Map task_type → difficulty (1-5)
Compute base_tier = min(difficulty + 1, 5)
Apply safety floor per task_type (e.g., legal_regulated → tier 4)
Use per-tier XGBoost P(success) classifiers to confirm or escalate
If P(success@base_tier) < threshold, escalate one tier at a time

Per-Tier XGBoost Classifiers

5 binary classifiers, each predicting P(task succeeds | query, tier=X).

Trained on 50,000 synthetic traces with ground-truth per-tier success labels.

Features: 23 (request text signals + task type one-hot + difficulty)

Results (N=2,000 eval traces, seed=999)

Router	Success	AvgCost	CostRed vs Frontier	Unsafe	F-DONE
oracle	99.8%	0.4862	51.4%	0.0%	0.3%
prod_t0.65	91.9%	1.365	-36.5%	1.5%	6.6%
prod_t0.60	90.7%	1.316	-31.6%	1.8%	7.4%
always_frontier	88.8%	1.000	0%	2.5%	8.7%
prod_t0.55	85.5%	1.107	-10.7%	4.1%	10.4%
heuristic_diff+1	83.4%	0.940	6.0%	4.9%	11.7%
heuristic_floor	59.7%	0.501	49.9%	27.8%	12.6%
always_cheap	20.9%	0.050	95.0%	79.0%	0.0%

Key Findings

Trained router at t=0.65 achieves 91.9% success — 3.1pp HIGHER than always-frontier (88.8%)
The unsafe rate drops from 2.5% (frontier) to 1.5% (trained)
The cost is higher because the ML classifiers are conservative (they escalate more)
The oracle shows 51.4% cost reduction is achievable with perfect routing

The Cost Problem

The trained router OVER-ESCALATES because:

Per-tier P(success) classifiers for tiers 1-2 have low accuracy (f1 < 0.5)
They underpredict success at low tiers, causing unnecessary escalation
This is a training data problem: success at low tiers is inherently rare (22%, 40%)

Solutions (Ordered by Expected Impact)

Calibrate classifier probabilities (Platt scaling or isotonic regression on held-out data)
Add more training data for easy tasks (oversample quick_answer successes)
Use difficulty as direct feature — already top-3 in feature importance
Fine-tune escalation threshold per task type (lower for quick_answer, higher for legal)
Retrain with asymmetric sample weights (5x penalty for underkill examples)

Current Recommendation

Use prod_t0.55 as default: 85.5% success, 10.7% cost increase vs frontier, 4.1% unsafe. This is conservative (prefers safety over savings) which is the right default for production.

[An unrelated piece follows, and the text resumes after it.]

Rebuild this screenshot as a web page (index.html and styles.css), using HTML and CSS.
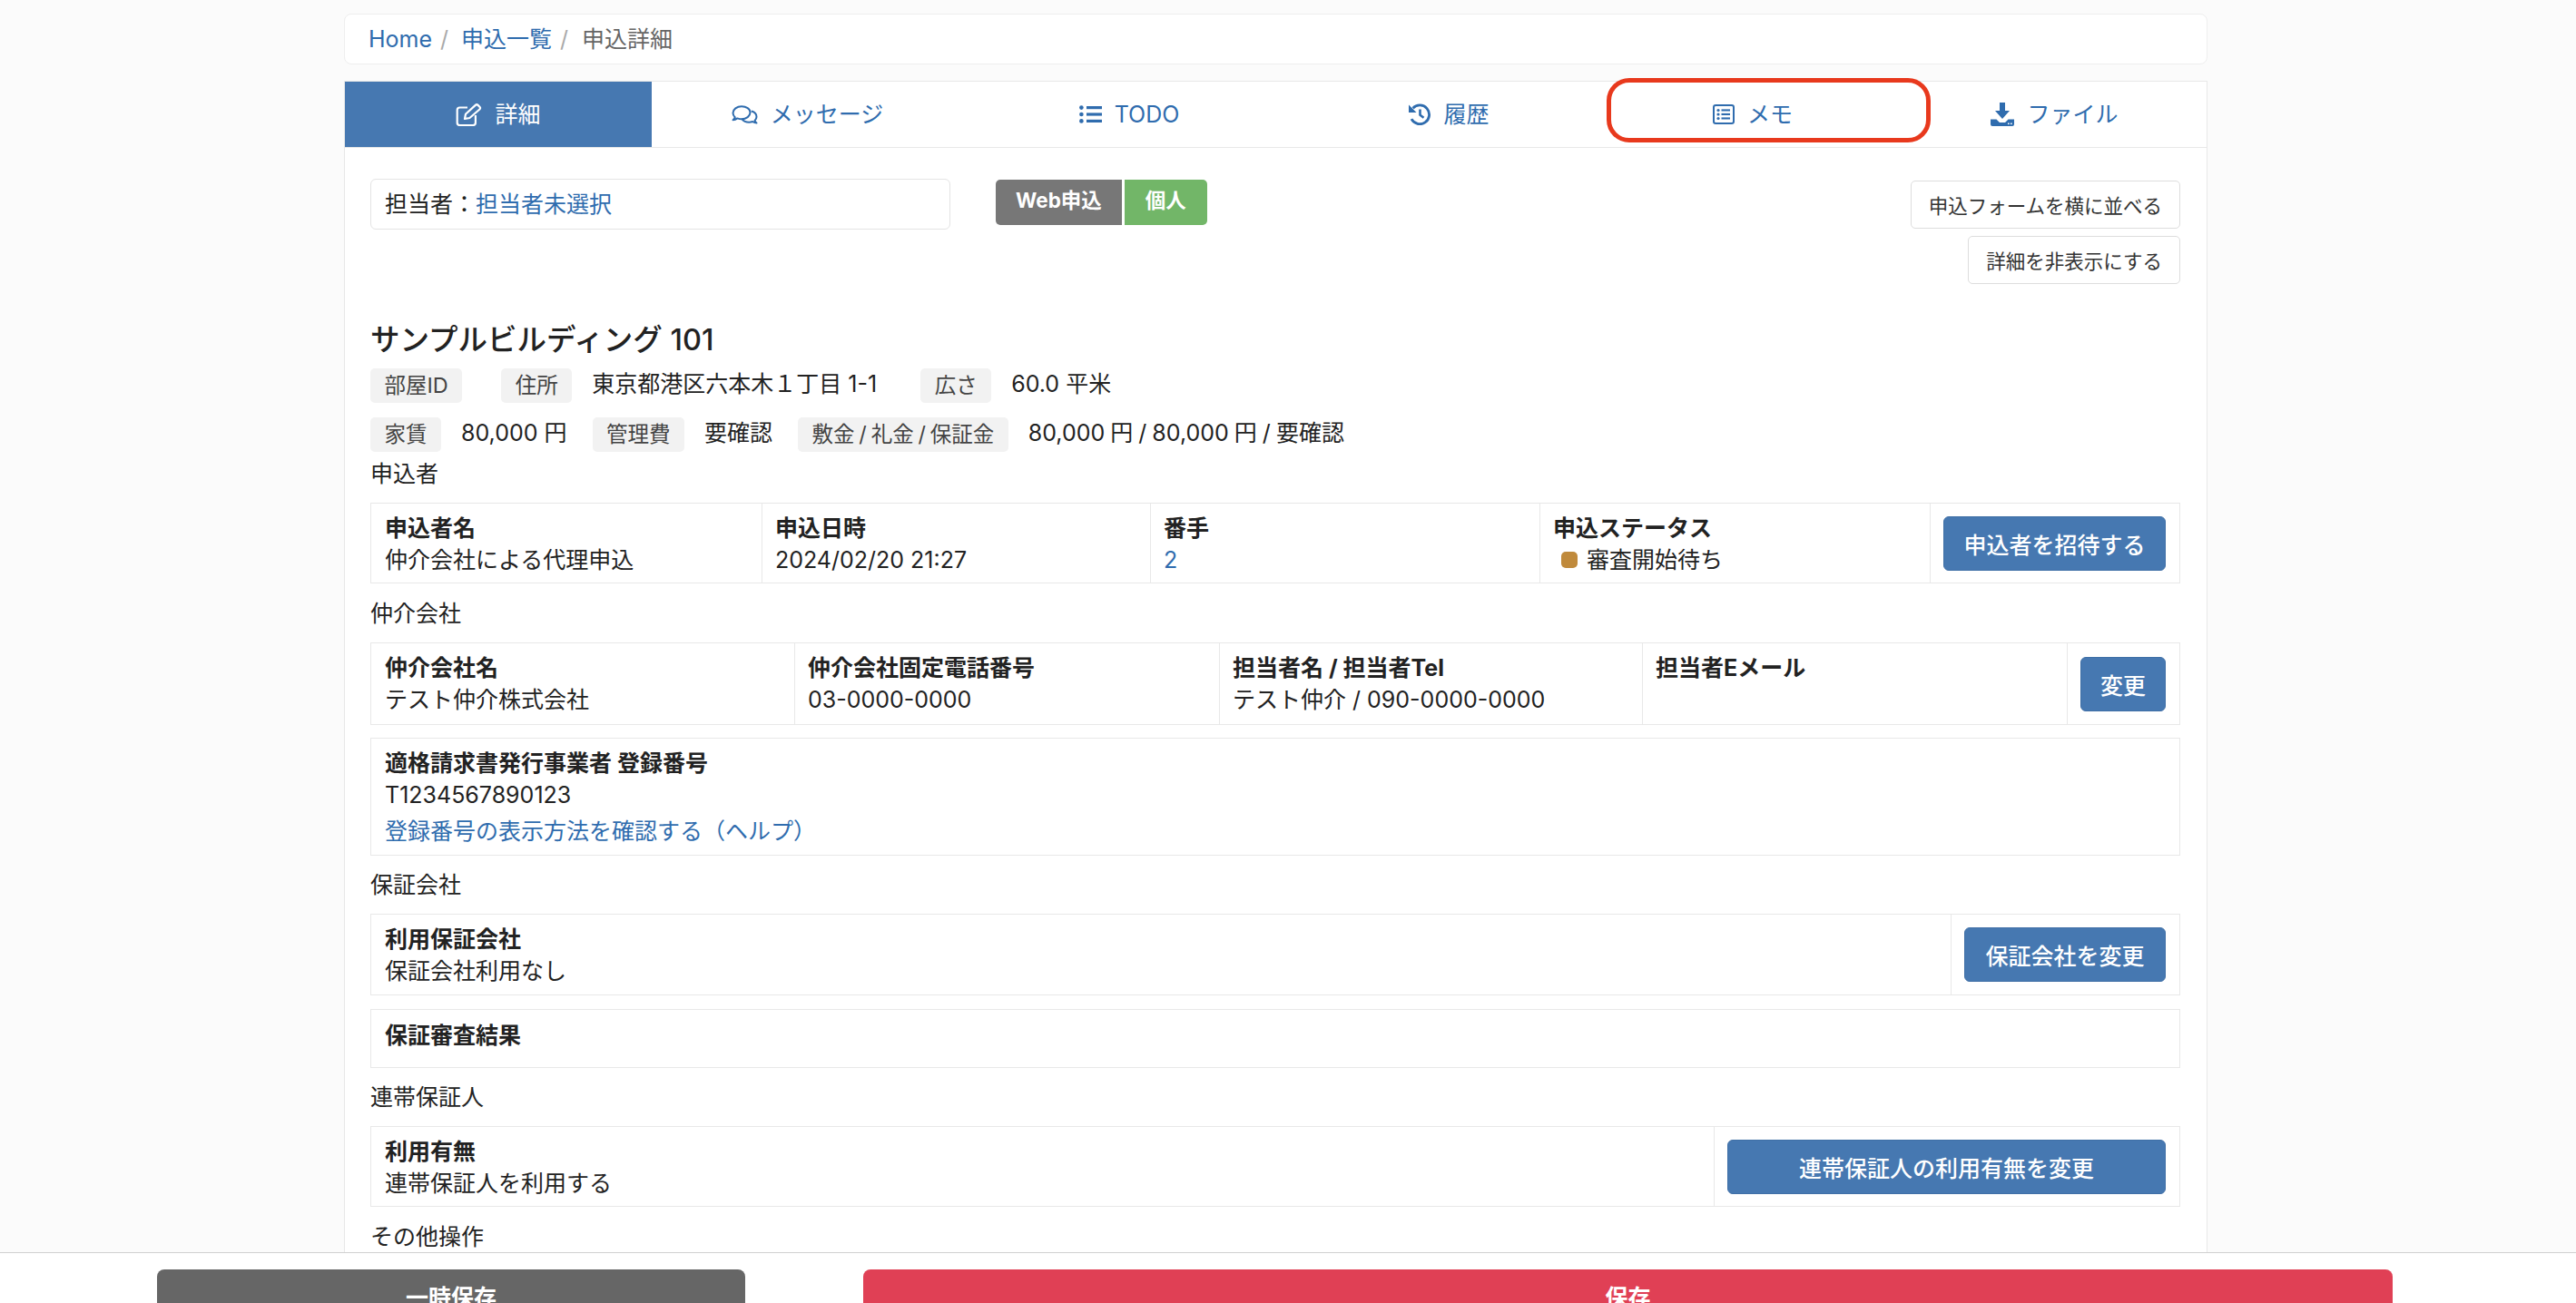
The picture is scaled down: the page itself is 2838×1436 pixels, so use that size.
FILE: index.html
```html
<!DOCTYPE html>
<html lang="ja">
<head>
    <meta charset="UTF-8">
    <meta name="viewport" content="width=device-width, initial-scale=1.0">
    <title>申込詳細</title>
    <link rel="stylesheet" href="styles.css">
</head>
<body>
    <main class="page">
        <div class="container">
            <nav class="breadcrumb">
                <a href="#">Home</a><span class="sep">/</span>
                <a href="#">申込一覧</a><span class="sep">/</span>
                <span class="current">申込詳細</span>
            </nav>

            <div class="panel">
                <div class="tabs">
                    <a href="#" class="tab active">
                        <svg class="icon" width="29" height="25" viewBox="0 0 29 25" fill="none" stroke="currentColor" stroke-width="2.2"><path d="M13 4.5H4.5A2.8 2.8 0 0 0 1.7 7.3v13.9A2.8 2.8 0 0 0 4.5 24h14.6a2.8 2.8 0 0 0 2.8-2.8V13"/><path d="M10 17l1-5.2L21.8 1.9a2 2 0 0 1 2.8 0l1.8 1.8a2 2 0 0 1 0 2.8L15.4 16z" stroke-linejoin="round"/></svg>
                        詳細
                    </a>
                    <a href="#" class="tab">
                        <svg class="icon" width="29" height="21" viewBox="0 0 29 21" fill="none" stroke="currentColor" stroke-width="2"><path d="M11 1.2C5.8 1.2 1.5 4.5 1.5 8.5c0 1.8.9 3.4 2.3 4.7-.5 1.3-1.5 2.4-2.3 3 1.8-.1 3.6-.9 4.9-1.8 1.4.5 3 .9 4.6.9 5.2 0 9.5-3.3 9.5-7.3S16.2 1.2 11 1.2z" stroke-linejoin="round"/><path d="M21.8 6.5c3.3.9 5.7 3.3 5.7 6.2 0 1.6-.8 3-2 4.2.4 1.1 1.3 2.1 2 2.7-1.6-.1-3.1-.8-4.3-1.6-1.2.4-2.6.7-4 .7-3.3 0-6.2-1.4-7.8-3.6" stroke-linejoin="round"/></svg>
                        メッセージ
                    </a>
                    <a href="#" class="tab">
                        <svg class="icon" width="25" height="20" viewBox="0 0 25 20" fill="currentColor"><circle cx="2.4" cy="2.6" r="2.3"/><circle cx="2.4" cy="10" r="2.3"/><circle cx="2.4" cy="17.4" r="2.3"/><rect x="8" y="1" width="17" height="3.2"/><rect x="8" y="8.4" width="17" height="3.2"/><rect x="8" y="15.8" width="17" height="3.2"/></svg>
                        TODO
                    </a>
                    <a href="#" class="tab">
                        <svg class="icon" width="24" height="24" viewBox="0 0 24 24" fill="none" stroke="currentColor" stroke-width="2.8"><path d="M4.6 5.2A10.4 10.4 0 1 1 3 17.2"/><path d="M0 1.5l8.5 8.5H0z" fill="currentColor" stroke="none"/><path d="M12.5 6.5v6.2l4 3" stroke-width="2.6"/></svg>
                        履歴
                    </a>
                    <a href="#" class="tab">
                        <svg class="icon" width="24" height="22" viewBox="0 0 24 22" fill="currentColor"><rect x="1" y="1" width="22" height="20" rx="2.2" fill="none" stroke="currentColor" stroke-width="2"/><circle cx="6" cy="6.5" r="1.6"/><circle cx="6" cy="11" r="1.6"/><circle cx="6" cy="15.5" r="1.6"/><rect x="9.5" y="5.4" width="9.5" height="2.1"/><rect x="9.5" y="9.9" width="9.5" height="2.1"/><rect x="9.5" y="14.4" width="9.5" height="2.1"/></svg>
                        メモ
                    </a>
                    <a href="#" class="tab">
                        <svg class="icon" width="26" height="26" viewBox="0 0 26 26" fill="currentColor"><path d="M10 0h6v9h5l-8 9-8-9h5z"/><path d="M0 18.5h6.5l3.5 3.5h6l3.5-3.5H26V24a2 2 0 0 1-2 2H2a2 2 0 0 1-2-2z"/><rect x="19" y="22.5" width="1.6" height="1.6" fill="#fff"/><rect x="22" y="22.5" width="1.6" height="1.6" fill="#fff"/></svg>
                        ファイル
                    </a>
                </div>

                <div class="panel-body">
                    <div class="toolbar">
                        <div class="assignee">担当者：<a href="#">担当者未選択</a></div>
                        <div class="badges">
                            <span class="badge badge-gray">Web申込</span>
                            <span class="badge badge-green">個人</span>
                        </div>
                        <div class="toolbar-actions">
                            <button class="btn-small">申込フォームを横に並べる</button>
                            <button class="btn-small">詳細を非表示にする</button>
                        </div>
                    </div>

                    <h1 class="room-title">サンプルビルディング 101</h1>
                    <div class="meta-row">
                        <span class="chip chip-empty">部屋ID</span>
                        <span class="chip">住所</span>
                        <span class="meta-value meta-value-wide">東京都港区六本木１丁目 1-1</span>
                        <span class="chip">広さ</span>
                        <span class="meta-value">60.0 平米</span>
                    </div>
                    <div class="meta-row meta-row-second">
                        <span class="chip">家賃</span>
                        <span class="meta-value">80,000 円</span>
                        <span class="chip">管理費</span>
                        <span class="meta-value">要確認</span>
                        <span class="chip chip-tight">敷金 / 礼金 / 保証金</span>
                        <span class="meta-value meta-value-tight">80,000 円 / 80,000 円 / 要確認</span>
                    </div>

                    <h2 class="section-title">申込者</h2>
                    <div class="info-row applicant-row">
                        <div class="cell"><div class="cell-label">申込者名</div><div>仲介会社による代理申込</div></div>
                        <div class="cell"><div class="cell-label">申込日時</div><div>2024/02/20 21:27</div></div>
                        <div class="cell"><div class="cell-label">番手</div><div><a href="#">2</a></div></div>
                        <div class="cell"><div class="cell-label">申込ステータス</div><div class="status"><span class="status-dot"></span>審査開始待ち</div></div>
                        <div class="cell cell-action"><button class="btn-primary">申込者を招待する</button></div>
                    </div>

                    <h2 class="section-title">仲介会社</h2>
                    <div class="info-row broker-row">
                        <div class="cell"><div class="cell-label">仲介会社名</div><div>テスト仲介株式会社</div></div>
                        <div class="cell"><div class="cell-label">仲介会社固定電話番号</div><div>03-0000-0000</div></div>
                        <div class="cell"><div class="cell-label">担当者名 / 担当者Tel</div><div>テスト仲介 / 090-0000-0000</div></div>
                        <div class="cell"><div class="cell-label">担当者Eメール</div></div>
                        <div class="cell cell-action"><button class="btn-primary">変更</button></div>
                    </div>
                    <div class="invoice-box">
                        <div class="cell-label">適格請求書発行事業者 登録番号</div>
                        <div>T1234567890123</div>
                        <a href="#" class="invoice-link">登録番号の表示方法を確認する（ヘルプ）</a>
                    </div>

                    <h2 class="section-title">保証会社</h2>
                    <div class="info-row guarantor-row">
                        <div class="cell"><div class="cell-label">利用保証会社</div><div>保証会社利用なし</div></div>
                        <div class="cell cell-action"><button class="btn-primary">保証会社を変更</button></div>
                    </div>
                    <div class="result-box"><div class="cell-label">保証審査結果</div></div>

                    <h2 class="section-title">連帯保証人</h2>
                    <div class="info-row joint-row">
                        <div class="cell"><div class="cell-label">利用有無</div><div>連帯保証人を利用する</div></div>
                        <div class="cell cell-action"><button class="btn-primary">連帯保証人の利用有無を変更</button></div>
                    </div>

                    <h2 class="section-title">その他操作</h2>
                </div>
            </div>
            <div class="annotation"></div>
        </div>
    </main>

    <footer class="footer">
        <button class="btn-footer btn-draft">一時保存</button>
        <button class="btn-footer btn-save">保存</button>
    </footer>
</body>
</html>
```

FILE: styles.css
```css
:root {
    --primary-color: #4678b1;
    --link-color: #2f6cae;
    --line-color: #e8e8e8;
    --text-color: #222;
}

* {
    box-sizing: border-box;
}

html, body {
    height: 100%;
}

body {
    margin: 0;
    display: flex;
    flex-direction: column;
    height: 100vh;
    overflow: hidden;
    background-color: #fbfbfb;
    color: var(--text-color);
    font-family: Inter, "Noto Sans CJK JP", sans-serif;
    font-size: 25px;
    line-height: 34.5px;
}

a {
    color: var(--link-color);
    text-decoration: none;
}

button {
    font-family: inherit;
    cursor: pointer;
}

.page {
    flex: 1;
    min-height: 0;
    overflow: hidden;
    padding: 15px 0 0 379px;
}

.container {
    position: relative;
    width: 2053px;
}

/* breadcrumb */
.breadcrumb {
    display: flex;
    align-items: center;
    height: 56px;
    margin-bottom: 18px;
    padding: 0 26px;
    background-color: #fff;
    border: 1px solid #eee;
    border-radius: 8px;
}

.breadcrumb .sep {
    margin: 0 14px 0 9px;
    color: #aaa;
}

.breadcrumb .current {
    margin-left: 1px;
    color: #666;
}

/* tabs */
.panel {
    min-height: 1400px;
    background-color: #fff;
    border: 1px solid var(--line-color);
    border-bottom: none;
}

.tabs {
    display: grid;
    grid-template-columns: 338px 343px 366px 339px 330px 1fr;
    height: 73px;
    border-bottom: 1px solid var(--line-color);
}

.tab {
    display: flex;
    align-items: center;
    justify-content: center;
    gap: 14px;
    color: var(--link-color);
}

.tab.active {
    background-color: var(--primary-color);
    color: #fff;
}

.icon {
    flex-shrink: 0;
}

/* red marker around the memo tab */
.annotation {
    position: absolute;
    top: 71px;
    left: 1391px;
    width: 357px;
    height: 71px;
    border: 5px solid #e8391d;
    border-radius: 25px;
    pointer-events: none;
}

.panel-body {
    padding: 34px 29px 0 28px;
}

.toolbar {
    position: relative;
    display: flex;
    align-items: flex-start;
    height: 116px;
}

.assignee {
    width: 639px;
    height: 56px;
    padding: 10px 15px;
    border: 1px solid #e4e4e4;
    border-radius: 6px;
}

.badges {
    display: flex;
    gap: 3px;
    margin: 1px 0 0 50px;
}

.badge {
    height: 50px;
    padding: 0 22px;
    border-radius: 5px;
    color: #fff;
    font-size: 22.5px;
    font-weight: 700;
    line-height: 46px;
}

.badge-gray {
    border-radius: 5px 0 0 5px;
    background-color: #777;
}

.badge-green {
    padding: 0 23px;
    border-radius: 0 5px 5px 0;
    background-color: #72b668;
}

.toolbar-actions {
    display: flex;
    flex-direction: column;
    align-items: flex-end;
    gap: 8px;
    margin: 2px 0 0 auto;
}

.btn-small {
    height: 53px;
    padding: 0 19px;
    background-color: #fff;
    border: 1px solid #ddd;
    border-radius: 5px;
    color: #333;
    font-size: 21.5px;
}

.room-title {
    margin: 39px 0 8px;
    font-size: 32.5px;
    font-weight: 500;
    line-height: 46px;
}

.meta-row {
    display: flex;
    align-items: center;
    height: 38px;
}

.meta-row-second {
    margin-top: 16px;
}

.chip {
    margin-right: 22px;
    padding: 0 15.5px;
    height: 38px;
    background-color: #f2f2f2;
    border-radius: 5px;
    color: #444;
    font-size: 23.5px;
    line-height: 38px;
}

.chip-empty {
    margin-right: 43px;
}

.chip-tight {
    word-spacing: -1.8px;
}

.meta-value {
    margin: -4px 28px 0 0;
}

.meta-value-wide {
    margin-right: 48px;
}

.meta-value-tight {
    word-spacing: -1px;
}

.section-title {
    margin: 15px 0 14px;
    padding-top: 1px;
    font-size: 25px;
    font-weight: 400;
    line-height: 35px;
}

.meta-row-second + .section-title {
    margin-top: 6px;
}

.invoice-box + .section-title,
.result-box + .section-title {
    margin-top: 14px;
}

/* info tables */
.info-row {
    display: grid;
    height: 90px;
    background-color: #fff;
    border: 1px solid var(--line-color);
}

.applicant-row {
    height: 89px;
    grid-template-columns: 430px 428px 429px 430px 1fr;
}

.broker-row {
    height: 91px;
    grid-template-columns: 466px 468px 466px 468px 1fr;
}

.guarantor-row {
    grid-template-columns: 1740px 1fr;
}

.joint-row {
    height: 89px;
    grid-template-columns: 1479px 1fr;
}

.cell {
    padding: 10px 14px 0;
    border-left: 1px solid var(--line-color);
}

.cell:first-child {
    padding-left: 15px;
    border-left: none;
}

.cell-label {
    font-weight: 700;
}

.cell-action {
    display: flex;
    align-items: center;
    padding: 0 15px 0 14px;
}

.btn-primary {
    width: 100%;
    height: 60px;
    padding: 0;
    background-color: var(--primary-color);
    border: 1px solid #3f6fa6;
    border-radius: 6px;
    color: #fff;
    font-size: 25px;
    font-weight: 500;
}

.status {
    display: flex;
    align-items: center;
    padding-left: 9px;
}

.status-dot {
    width: 18px;
    height: 18px;
    margin-right: 10px;
    background-color: #c08a3c;
    border-radius: 5px;
}

.invoice-box {
    height: 130px;
    margin-top: 14px;
    padding: 10px 15px 0;
    border: 1px solid var(--line-color);
}

.invoice-link {
    display: block;
    margin-top: 6px;
}

.result-box {
    height: 65px;
    margin-top: 15px;
    padding: 11px 15px 0;
    border: 1px solid var(--line-color);
}

/* footer */
.footer {
    flex-shrink: 0;
    display: flex;
    gap: 130px;
    height: 56px;
    padding: 18px 0 0 173px;
    overflow: hidden;
    background-color: #fff;
    border-top: 1px solid #d0d0d0;
}

.btn-footer {
    height: 72px;
    padding: 0 0 14px;
    border: none;
    border-radius: 8px 8px 0 0;
    color: #fff;
    font-size: 25px;
    font-weight: 700;
}

.btn-draft {
    width: 648px;
    background-color: #666;
}

.btn-save {
    width: 1685px;
    background-color: #e04055;
}
```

For cost-sensitive deployments, use heuristic_diff+1: 83.4% success, 6% savings.

Files

router_models/router_bundle.pkl — Pickled router with all 5 XGBoost classifiers
router_models/tier_{1-5}_success.json — Individual XGBoost model files
router_models/feat_keys.json — Feature key order
router_models/tier_config.json — Tier costs, strengths, task floors
training/ — All training scripts (v1-v4)